Dame Ann Teresa Partington

(1744-1820)

In her eyewitness account, A Brief Narrative of the Seizure of the Benedictine Dames of Cambray, Dame Ann Teresa recalls how in October 1793 twenty nuns and one novice were brutally turned out of their monastery in Cambrai at a few minutes’ notice. They were imprisoned for eighteen months at Compiegne, where four died and the rest nearly starved. They lived in dread of being carted off to the guillotine in Paris, like the sixteen Carmelites who shared their prison for some weeks. Wearing the secular clothes the Carmelites had left in the wash, the Benedictine nuns were eventually released on condition they left for England.

A century later the tribunal assembled at Stanbrook to investigate the cause of the Compiegne Carmelites found Dame Ann Teresa’s record of considerable value.
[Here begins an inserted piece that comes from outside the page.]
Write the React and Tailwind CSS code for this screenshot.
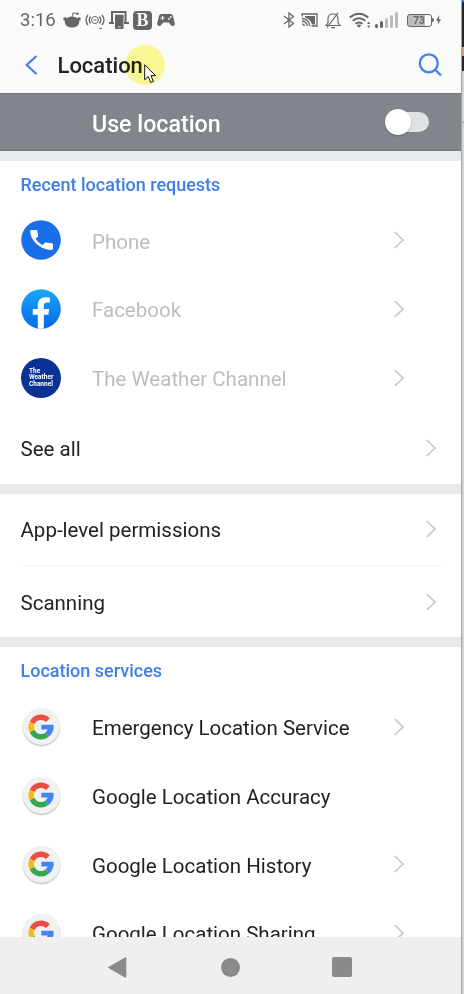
import React from 'react';
import clsx from 'clsx';

const recentRequests = [
  { label: 'Phone', icon: 'phone' },
  { label: 'Facebook', icon: 'facebook' },
  { label: 'The Weather Channel', icon: 'weather' },
];

const services = [
  { label: 'Emergency Location Service', arrow: true },
  { label: 'Google Location Accuracy', arrow: false },
  { label: 'Google Location History', arrow: true },
  { label: 'Google Location Sharing', arrow: true },
];

const Chevron = () => (
  <svg width="10" height="18" viewBox="0 0 10 18" fill="none" stroke="#c6c6c6" strokeWidth="1.7" className="shrink-0">
    <path d="M.8 1 9 9 .8 17" />
  </svg>
);

const PhoneIcon = () => (
  <svg width="40" height="40" viewBox="0 0 40 40">
    <circle cx="20" cy="20" r="19.8" fill="#1a6fe8" />
    <path
      d="M10.600 10h4.600c.6 0 1 .4 1.100 1l.8 4.600c.1.400 0 .8-.3 1.100l-2.300 2.100a18 18 0 0 0 6.800 6.300l2.400-2.200c.3-.3.700-.4 1.100-.3l6.200.7c.6.1 1 .6 1 1.200v4.100c0 .8-.6 1.400-1.400 1.400C19.500 30 9.300 20.500 9.300 11.300c0-.8.5-1.300 1.300-1.300z"
      fill="#fff"
    />
  </svg>
);

const FacebookIcon = () => (
  <svg width="40" height="40" viewBox="0 0 40 40">
    <defs>
      <linearGradient id="fb" x1="0" y1="0" x2="0" y2="1">
        <stop offset="0" stopColor="#19a7fb" />
        <stop offset="1" stopColor="#0668e6" />
      </linearGradient>
    </defs>
    <circle cx="20" cy="20" r="19.8" fill="url(#fb)" />
    <path
      d="M16.800 39.500V25.800h-5v-5.700h5v-3.900c0-5.300 3-8 7.700-8 2 0 4.300.3 4.300.3v5h-2.700c-2.500 0-3.300 1.400-3.300 3v3.600h5.400l-.9 5.700h-4.500v13.700a20 20 0 0 1-6 0z"
      fill="#fff"
    />
  </svg>
);

const WeatherIcon = () => (
  <div className="flex size-10 flex-col justify-center rounded-full bg-[#0a3296] pl-[8px] text-[6.5px] leading-[6.5px] font-bold text-white">
    <span>The</span>
    <span>Weather</span>
    <span>Channel</span>
  </div>
);

const GoogleIcon = () => (
  <div className="flex size-10 items-center justify-center">
    <div className="flex size-[37px] items-center justify-center rounded-full bg-[#f1f1f1] shadow-[0_1px_1.5px_rgba(0,0,0,0.3)]">
      <svg width="26" height="26" viewBox="0 0 26 26" fill="none" strokeWidth="5.4">
        <path d="M4.100 8.900A9.800 9.800 0 0 1 19.900 6.100" stroke="#e94f43" />
        <path d="M4.100 17.100A9.800 9.800 0 0 1 4.100 8.900" stroke="#f8bb15" />
        <path d="M19.300 20.500A9.800 9.800 0 0 1 4.100 17.100" stroke="#34a853" />
        <path d="M22.800 13A9.800 9.800 0 0 1 19.300 20.500" stroke="#4285f4" />
        <path d="M13.300 10.800h12.100q.3 2.200-.1 4.600h-12z" fill="#4285f4" />
      </svg>
    </div>
  </div>
);

const appIcons = {
  phone: PhoneIcon,
  facebook: FacebookIcon,
  weather: WeatherIcon,
};

const AppRow = ({ icon: Icon, label, arrow = true, disabled }) => (
  <div className="flex h-[68.7px] shrink-0 items-center pr-[57px] pl-[21px]">
    <Icon />
    <span className={clsx('ml-[31px] flex-1 pt-[3.5px] text-[20.5px] whitespace-nowrap', disabled ? 'text-[#bdbdbd]' : 'text-[#222]')}>
      {label}
    </span>
    {arrow && <Chevron />}
  </div>
);

const LinkRow = ({ label }) => (
  <div className="flex h-[71.8px] items-center justify-between pr-[5px]">
    <span className="pt-[3px] text-[20.5px] text-[#222]">{label}</span>
    <Chevron />
  </div>
);

const SectionTitle = ({ children }) => (
  <h2 className="flex h-[45px] shrink-0 items-center pt-[2px] pl-[20.5px] text-[18px] font-medium text-[#3f7ee8]">{children}</h2>
);

const Band = () => <div className="h-[10px] shrink-0 bg-[#e9e9e9]" />;

const StatusBar = () => (
  <div className="flex h-10 shrink-0 items-center justify-between pr-[20.5px] pl-[20px] text-[#666]">
    <div className="flex items-center">
      <span className="w-[43px] pt-[2px] text-[18.5px]">3:16</span>
      {/* Reddit */}
      <svg width="18" height="18" viewBox="0 0 18 18" fill="currentColor">
        <ellipse cx="9" cy="11" rx="7.3" ry="5.6" />
        <circle cx="2" cy="8" r="1.8" />
        <circle cx="16" cy="8" r="1.8" />
        <path d="M9 6 10 2l4 .5" fill="none" stroke="currentColor" />
        <circle cx="14.5" cy="2.7" r="1.3" />
      </svg>
      {/* Hotspot */}
      <svg width="20" height="18" viewBox="0 0 20 18" fill="none" stroke="currentColor" strokeWidth="1.3" className="ml-[4px]">
        <path d="M3 4Q-1 9 3 14M5.500 5.500q-2.500 3.500 0 7M17 4q4 5 0 10M14.500 5.500q2.500 3.500 0 7" />
        <circle cx="10" cy="9" r="3.5" strokeWidth="1" />
        <path d="M8.500 9h3M14 17.300h3" strokeWidth="1" />
      </svg>
      {/* Screen share */}
      <svg width="20" height="20" viewBox="0 0 20 20" className="ml-[4px]">
        <path d="M3 12V2h13.500v10M0 13h5M15 13h5" fill="none" stroke="currentColor" strokeWidth="2" />
        <rect x="6" y="4.500" width="8.500" height="14.500" rx="1" fill="currentColor" />
        <path d="M5.500 4h9.500M9 17h3" stroke="#fafafa" strokeWidth=".8" />
      </svg>
      <span className="ml-[4px] flex size-[19px] items-center justify-center rounded-[4px] bg-[#666] font-['Liberation_Serif'] text-[18px] font-bold text-[#fafafa]">B</span>
      {/* Game controller */}
      <svg width="18" height="14" viewBox="0 0 18 14" fill="currentColor" className="ml-[5px]">
        <path d="M4.500 1h9c1.500 0 2.300 1 2.600 2.200l1.600 7c.5 2.500-1.900 3.800-3.400 2.200L11.700 9.500H6.300l-2.600 2.900C2.200 14-.2 12.700.3 10.200l1.600-7C2.200 2 3 1 4.500 1z" />
        <path d="M5.500 3v4M3.500 5h4" stroke="#fafafa" strokeWidth="1.2" />
        <circle cx="12" cy="6" r=".9" fill="#fafafa" />
        <circle cx="13.8" cy="4" r=".9" fill="#fafafa" />
      </svg>
    </div>

    <div className="flex items-center">
      {/* Bluetooth */}
      <svg width="12" height="16" viewBox="0 0 12 16" fill="none" stroke="currentColor" strokeWidth="1.3">
        <path d="M1 4l9.500 7.500L6 15V1l4.500 3.500L1 12" />
      </svg>
      {/* Cast */}
      <svg width="17" height="14" viewBox="0 0 17 14" fill="none" stroke="currentColor" strokeWidth="1.3" className="ml-[6px]">
        <path d="M1 3.500V1h15v12h-5.500" />
        <path d="M4 3h10v8.500h-3Q9.500 6 4 4.500z" fill="currentColor" stroke="none" />
        <path d="M1 5.500Q8 6 8.800 13M1 8q4.500.5 5.300 5M1 10.800q2 .2 2.500 2.200" />
      </svg>
      {/* Muted bell */}
      <svg width="16" height="17" viewBox="0 0 16 17" fill="none" stroke="currentColor" strokeWidth="1.2" className="ml-[7px]">
        <path d="M1 13.500h14l-2-2.500V7c0-3-2-5-5-5S3 4 3 7v4zM6 15.700h4M2 15.500 13 .8" />
      </svg>
      {/* Wifi */}
      <svg width="22" height="17" viewBox="0 0 22 17" fill="none" stroke="currentColor" strokeWidth="2" className="ml-[8px]">
        <path d="M.8 5.500q9.200-7.500 18.400 0M3.700 8.700q6.300-5 12.600 0M6.500 11.800q3.500-2.700 7 0" />
        <path d="m7.600 13.300 2.400 2.500 2.400-2.500q-2.400-1.500-4.800 0z" fill="currentColor" stroke="none" />
        <path d="m18 12 1.700-2.200 1.700 2.200zm0 1.800 1.700 2.200 1.700-2.200z" fill="currentColor" stroke="none" />
      </svg>
      {/* Signal */}
      <div className="ml-[4px] flex h-4 items-end gap-[2px]">
        <span className="h-[4px] w-[3px] rounded-full bg-[#666]" />
        <span className="h-[7px] w-[3px] rounded-full bg-[#666]" />
        <span className="h-[10px] w-[3px] rounded-full bg-[#bbb]" />
        <span className="h-[13px] w-[3px] rounded-full bg-[#bbb]" />
        <span className="h-[16px] w-[3px] rounded-full bg-[#bbb]" />
      </div>
      {/* Battery */}
      <div className="ml-[9px] flex h-[13px] w-[25px] items-center justify-center rounded-[3px] border border-[#666] bg-linear-to-r from-[#bdbdbd] from-75% to-[#fafafa] to-75% text-[10px] font-bold">
        73
      </div>
      <span className="h-[4px] w-[2px] rounded-r bg-[#666]" />
      <svg width="5" height="10" viewBox="0 0 6 12" fill="currentColor" className="ml-[2px]">
        <path d="M4 0 0 6.800h2.500L2 12l4-7H3.500z" />
      </svg>
    </div>
  </div>
);

const Header = () => (
  <header className="relative flex h-[53px] shrink-0 items-center pr-[19px] pb-[3px] pl-[25px]">
    <svg width="13" height="20" viewBox="0 0 13 20" fill="none" stroke="#3f80ee" strokeWidth="2.2">
      <path d="M11.500 1 1.700 10l9.800 9" />
    </svg>
    <h1 className="ml-[19.5px] flex-1 pt-px text-[22px] font-medium text-[#222]">Location</h1>
    <svg width="24" height="24" viewBox="0 0 24 24" fill="none" stroke="#3f80ee" strokeWidth="2.3">
      <circle cx="10.8" cy="10.3" r="9" />
      <path d="m17 16.500 6 6" />
    </svg>
    {/* Pointer with its click highlight */}
    <div className="absolute top-[4.5px] left-[125px] size-10 rounded-full bg-[#fdfb98] mix-blend-multiply" />
    <svg width="14" height="20" viewBox="0 0 14 20" className="absolute top-[24px] left-[144px]">
      <path d="M.7.800v15l3.500-3.300 2.500 6 2.700-1.200-2.500-5.600h4.700z" fill="#fff" stroke="#111" />
    </svg>
  </header>
);

const NavBar = () => (
  <nav className="flex h-[57px] shrink-0 items-center bg-[#efefef] pt-[3px] pl-[108px]">
    <svg width="19" height="21" viewBox="0 0 19 21" fill="#8a8a8a">
      <path d="M.8 9.700 17 .600q1.300-.7 1.300.6v18.600q0 1.300-1.300.6L.8 11.300q-1.300-.8 0-1.600z" />
    </svg>
    <div className="ml-[94px] size-[19px] rounded-full bg-[#8a8a8a]" />
    <div className="ml-[91.5px] size-5 rounded-[2px] bg-[#8a8a8a]" />
  </nav>
);

const App = () => {
  return (
    <div className="flex h-[994px] w-[464px] overflow-hidden bg-white font-[Roboto,sans-serif]">
      <main className="flex w-[461px] flex-col">
        <div className="flex shrink-0 flex-col bg-[#fafafa]">
          <StatusBar />
          <Header />
        </div>

        <div className="flex h-[58px] shrink-0 items-center justify-between border-y border-[#75797c] bg-[#80868b] pr-[32px] pl-[92px]">
          <span className="pt-[5px] text-[23.2px] font-medium text-white">Use location</span>
          <div className="flex h-[20px] w-[42px] items-center rounded-full bg-[#dfe2e3]">
            <span className="-ml-[2px] size-[26px] shrink-0 rounded-full bg-white shadow-[0_1px_2px_rgba(0,0,0,0.25)]" />
          </div>
        </div>
        <Band />

        <SectionTitle>Recent location requests</SectionTitle>
        {recentRequests.map((item) => (
          <AppRow key={item.label} icon={appIcons[item.icon]} label={item.label} disabled />
        ))}
        <div className="px-[20.5px]">
          <LinkRow label="See all" />
        </div>
        <Band />

        <div className="divide-y divide-[#f1f1f1] px-[20.5px]">
          <LinkRow label="App-level permissions" />
          <LinkRow label="Scanning" />
        </div>
        <Band />

        <div className="flex min-h-0 flex-1 flex-col overflow-hidden">
          <SectionTitle>Location services</SectionTitle>
          {services.map((item) => (
            <AppRow key={item.label} icon={GoogleIcon} label={item.label} arrow={item.arrow} />
          ))}
        </div>
        <NavBar />
      </main>

      {/* Sliver of the desktop behind the phone window */}
      <aside className="flex w-[3px] flex-col border-l border-[#a3a3a3] bg-[#d3d3d3]">
        <div className="h-[2px] bg-[#3e7fc4]" />
        <div className="h-[45px] bg-[#26282b]" />
        <div className="h-[9px] bg-[#c9a27a]" />
        <div className="h-[15px] bg-[#26282b]" />
        <div className="mt-[51px] h-px bg-[#a3a3a3]" />
      </aside>
    </div>
  );
};

export default App;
The beatification went ahead in 1906 and what remained of the Carmelites’ cast-offs were authenticated as martyrs’ relics.

A new momentum had been set in force. In the wake of the beatification came an unexpected request to introduce into Brazil full monastic life for women. Brazilian novices trained at Stanbrook were ready in 1911 to found the monastery of Santa Maria, Sao Paulo. From there have sprung fourteen houses in Brazil, Argentina, Uruguay and Chile.

The Compiegne Carmelites have been immortalized in Gertrud von le Fort’s novel, in Georges Bernanos’ script for theatre and cinema, and above all through Poulenc’s popular opera, Dialogues des Carmelites.